When starting a project there is always an engineering tendency to start with the what or the how. A technical solution is well underway on the basis ‘because we can’ rather than asking the important question why?
For example, the purpose is not to develop a predictive maintenance suite, the purpose is to increase profit or improve safety. How is this achieved? By preventing failures in the field, removing unwanted downtime, reducing maintenance cost, extending the working life of asset.
How are those objectives to be achieved? In addition to addressing a technical solution, i.e., the data collection and analytics, the workflow must be considered.

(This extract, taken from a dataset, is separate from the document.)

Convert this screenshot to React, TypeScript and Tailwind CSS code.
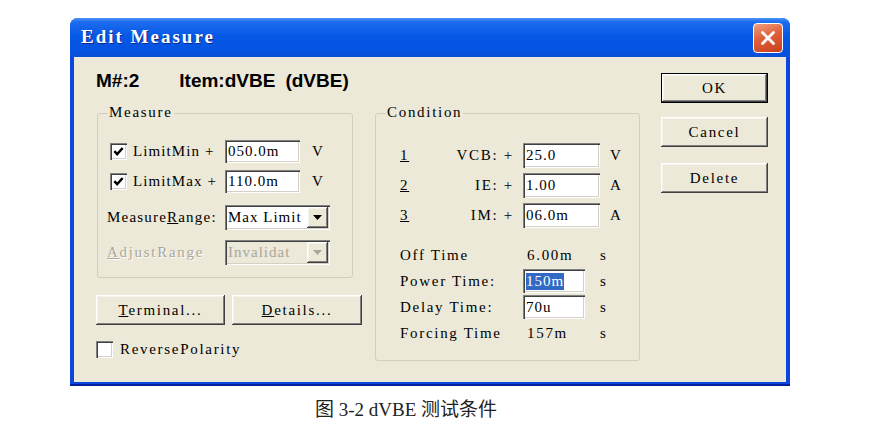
import type { ReactNode } from "react";

const DLG = "font-['Liberation_Serif','Times_New_Roman',serif] text-[15px] tracking-[1.7px]";
const SUNKEN =
  "shadow-[inset_1px_1px_0_#808080,inset_2px_2px_0_#404040,inset_-1px_-1px_0_#ffffff,inset_-2px_-2px_0_#d4d0c8]";
const RAISED =
  "shadow-[inset_-1px_-1px_0_#404040,inset_1px_1px_0_#ffffff,inset_-2px_-2px_0_#808080,inset_2px_2px_0_#f4f3ee]";

function CheckBox({ checked }: { checked?: boolean }) {
  return (
    <span className={`w-[17px] h-[17px] bg-white flex items-center justify-center shrink-0 ${SUNKEN}`}>
      {checked && (
        <svg width="11" height="11" viewBox="0 0 10 10">
          <path d="M1.2 4.6 L3.8 7.4 L8.8 1.8" stroke="#000" strokeWidth="2.2" fill="none" />
        </svg>
      )}
    </span>
  );
}

function Field({ value, className = "", selected }: { value: string; className?: string; selected?: boolean }) {
  return (
    <div className={`bg-white flex items-center pl-[3px] text-black tracking-[1px] ${SUNKEN} ${className}`}>
      {selected ? <span className="bg-[#316ac5] text-white leading-[17px]">{value}</span> : value}
    </div>
  );
}

function Combo({ value, disabled }: { value: string; disabled?: boolean }) {
  return (
    <div
      className={`w-[105px] h-[25px] flex items-center pl-[3px] pr-[2px] tracking-[1px] ${SUNKEN} ${
        disabled ? "bg-[#ece9d8] text-[#a9a79b]" : "bg-white text-black"
      }`}
    >
      <span className="flex-1 overflow-hidden whitespace-nowrap">{value}</span>
      <span className={`w-[21px] h-[21px] bg-[#ece9d8] flex items-center justify-center shrink-0 ${RAISED}`}>
        <svg width="9" height="5" viewBox="0 0 9 5">
          <polygon points="0,0 9,0 4.5,5" fill={disabled ? "#a9a79b" : "#000"} />
        </svg>
      </span>
    </div>
  );
}

function Button({ children, className = "", isDefault }: { children: ReactNode; className?: string; isDefault?: boolean }) {
  return (
    <div className={`h-[30px] ${isDefault ? "border border-black" : ""} ${className}`}>
      <div className={`w-full h-full bg-[#ece9d8] flex items-center justify-center text-black ${RAISED}`}>{children}</div>
    </div>
  );
}

function GroupBox({ title, className = "", children }: { title: string; className?: string; children: ReactNode }) {
  return (
    <div className={`border border-[#d0d0bf] rounded-[3px] flex flex-col ${className}`}>
      <div className="-mt-[11px] ml-[10px] w-fit px-[1px] bg-[#ece9d8] h-[18px] leading-[18px] text-black">{title}</div>
      {children}
    </div>
  );
}

export default function App() {
  return (
    <div className="w-[879px] h-[430px] bg-white pt-[18px] overflow-hidden">
      {/* Window */}
      <div className="ml-[70px] w-[720px] h-[368px] flex flex-col rounded-t-[8px] overflow-hidden bg-[#0b47dc] border-b-2 border-b-[#00209c]">
        {/* Title bar */}
        <div className="h-[39px] shrink-0 flex items-center pl-[11px] pr-[7px] bg-[linear-gradient(180deg,#4a95fa_0%,#1d6cf0_10%,#0658e6_45%,#0553e2_80%,#0a4fd8_100%)]">
          <span className="flex-1 font-['Liberation_Serif','Times_New_Roman',serif] font-bold text-[19px] tracking-[2px] text-white [text-shadow:1px_1px_0_#0a2a8a]">
            Edit Measure
          </span>
          <div className="w-[30px] h-[30px] rounded-[4px] border border-white bg-[linear-gradient(160deg,#f0a080_0%,#e0603a_45%,#c8401e_100%)] flex items-center justify-center">
            <svg width="16" height="16" viewBox="0 0 16 16">
              <path d="M2.5 2.5 L13.5 13.5 M13.5 2.5 L2.5 13.5" stroke="#fff" strokeWidth="2.8" strokeLinecap="round" />
            </svg>
          </div>
        </div>

        {/* Client area */}
        <div className={`flex-1 mx-[4px] mb-[2px] bg-[#ece9d8] flex ${DLG}`}>
          <div className="pl-[22px] pt-[13px] flex flex-col">
            <div className="h-[22px] leading-[22px] text-[19px] tracking-normal font-bold font-['Liberation_Sans',Arial,sans-serif] text-black whitespace-nowrap">
              <span>M#:2</span>
              <span className="ml-[40px]">Item:dVBE</span>
              <span className="ml-[10px]">(dVBE)</span>
            </div>

            <div className="mt-[21px] flex items-start">
              {/* Left column */}
              <div className="w-[266px] flex flex-col">
                <GroupBox title="Measure" className="ml-[1px] w-[256px] h-[165px]">
                  <div className="mt-[18px] h-[24px] flex items-center pl-[12px]">
                    <CheckBox checked />
                    <span className="ml-[6px] w-[92px] whitespace-pre tracking-[1.1px]">LimitMin +</span>
                    <Field value="050.0m" className="w-[75px] h-[23px]" />
                    <span className="ml-[12px]">V</span>
                  </div>
                  <div className="mt-[6px] h-[24px] flex items-center pl-[12px]">
                    <CheckBox checked />
                    <span className="ml-[6px] w-[92px] whitespace-pre tracking-[1.1px]">LimitMax +</span>
                    <Field value="110.0m" className="w-[75px] h-[23px]" />
                    <span className="ml-[12px]">V</span>
                  </div>
                  <div className="mt-[12px] h-[25px] flex items-center pl-[9px]">
                    <span className="w-[118px] whitespace-nowrap tracking-[1.2px]">
                      Measure<span className="underline">R</span>ange:
                    </span>
                    <Combo value="Max Limit" />
                  </div>
                  <div className="mt-[10px] h-[25px] flex items-center pl-[9px]">
                    <span className="w-[118px] text-[#a9a79b] [text-shadow:1px_1px_0_#ffffff]">
                      <span className="underline">A</span>djustRange
                    </span>
                    <Combo value="Invalidat" disabled />
                  </div>
                </GroupBox>

                <div className="mt-[17px] flex gap-[7px]">
                  <Button className="w-[129px]">
                    <span>
                      <span className="underline">T</span>erminal...
                    </span>
                  </Button>
                  <Button className="w-[130px]">
                    <span>
                      <span className="underline">D</span>etails...
                    </span>
                  </Button>
                </div>

                <div className="mt-[15px] h-[18px] flex items-center">
                  <CheckBox />
                  <span className="ml-[7px]">ReversePolarity</span>
                </div>
              </div>

              {/* Condition */}
              <GroupBox title="Condition" className="ml-[13px] w-[265px] h-[248px]">
                <div className="mt-[22px] flex flex-col gap-[5px]">
                  {[
                    ["1", "VCB: +", "25.0", "V"],
                    ["2", "IE: +", "1.00", "A"],
                    ["3", "IM: +", "06.0m", "A"],
                  ].map(([n, label, value, unit]) => (
                    <div key={n} className="h-[25px] flex items-center pl-[24px]">
                      <div className="w-[123px] flex">
                        <span className="underline">{n}</span>
                        <span className="flex-1 text-right pr-[9px] whitespace-pre">{label}</span>
                      </div>
                      <Field value={value} className="w-[77px] h-[25px]" />
                      <span className="ml-[10px]">{unit}</span>
                    </div>
                  ))}
                </div>

                <div className="mt-[15px] flex flex-col gap-[2px]">
                  <div className="h-[24px] flex items-center pl-[24px]">
                    <span className="w-[123px]">Off Time</span>
                    <span className="w-[77px] pl-[4px]">6.00m</span>
                    <span>s</span>
                  </div>
                  <div className="h-[24px] flex items-center pl-[24px]">
                    <span className="w-[123px]">Power Time:</span>
                    <div className="w-[77px]">
                      <Field value="150m" selected className="w-[62px] h-[24px]" />
                    </div>
                    <span>s</span>
                  </div>
                  <div className="h-[24px] flex items-center pl-[24px]">
                    <span className="w-[123px]">Delay Time:</span>
                    <div className="w-[77px]">
                      <Field value="70u" className="w-[62px] h-[24px]" />
                    </div>
                    <span>s</span>
                  </div>
                  <div className="h-[24px] flex items-center pl-[24px]">
                    <span className="w-[123px]">Forcing Time</span>
                    <span className="w-[77px] pl-[4px]">157m</span>
                    <span>s</span>
                  </div>
                </div>
              </GroupBox>
            </div>
          </div>

          {/* Right buttons */}
          <div className="ml-[21px] pt-[16px] flex flex-col">
            <Button isDefault className="w-[107px]">
              OK
            </Button>
            <Button className="w-[107px] mt-[14px]">Cancel</Button>
            <Button className="w-[107px] mt-[16px]">Delete</Button>
          </div>
        </div>
      </div>

      {/* Caption */}
      <div className="ml-[315px] mt-[11px] text-[19px] leading-[26px] text-[#222] font-['Liberation_Serif','Noto_Sans_CJK_SC',serif] whitespace-nowrap">
        图 3-2 dVBE 测试条件
      </div>
    </div>
  );
}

What are the mechanisms to generate actions based on the output? Taking the holistic approach will ensure the true value of the solution and, therefore, the return on investment.
What are the key parameters that should be monitored? These are defined, for example, by the failure mechanisms of the asset. Understanding the value proposition will enable the project team to determine what is the acceptable value for the system. For a non-critical, low value item that can be quickly replaced, it is not worth investing five times the value in a monitoring suite, as you will never see a return.
Where the impact of an asset being out of commission has a more significant impact, choices must be made on what is the most appropriate and optimal solution to ensure a high return. From an operator’s standpoint, this return is a gain in uptime and operational efficiency which improves the profitability of the business. From an OEM or service providers’ perspective, the insight enables quality of service and the perceived value to their customer. Knowing when spare parts are required supports supply chain management, whereas operational performance of a product allows design enhancements to improve the reliability of product.
Creating the optimal design
To create an optimal design solution, knowing what instrumentation and measurements are available is vital.
Understanding the difference between inferred measurement and direct measurement in achieving the accuracy of output that is desired, as well as balancing the cost implication between permanent monitoring and temporary inspection, which are impacted by the location and accessibility of the asset, are equally crucial.
Several available systems are based on traditional measurements, such as pressure, temperature, flow, and vibration. Asset condition can then be inferred based on variation in these parameters. With advances in signal processing and data analysis models, these techniques are becoming more sophisticated and, therefore, accurate.
However, there are also advances in sensor technology that are enabling direct measurement of key parameters such as wear, lubricant properties, bulk stress, and interfacial contact. These measurement parameters provide insight that has not been achievable to date using traditional methods, providing a true enabler towards accurate predictive maintenance.
Summary
To implement a successful solution that will provide benefit throughout the value chain, a clear understanding of why you are doing it in the first place has to be identified. If you do not have a clear value proposition, then you will not be able to define a clear set of requirements for the system.
When implementing any form of asset monitoring solution, you must understand the failure mechanism occurring. Only then can you identify an appropriate way to determine changes within the system that will eventually lead to failure. You must also consider how to quantify the level of change and/or the extent of degradation to predict when the asset is or will be at risk of failure. Relying on inferred measurement can lead to misinterpretation of data, causing important condition information to be missed or generate disruptive false positives and unnecessary alarms.
Something is better than nothing is not always right. A solution that provides false data or misses key signs can add more risk to operations than having nothing.
Finally, processes have to be implemented ensuring information from the system is actionable so that it can impact business operations in a positive way.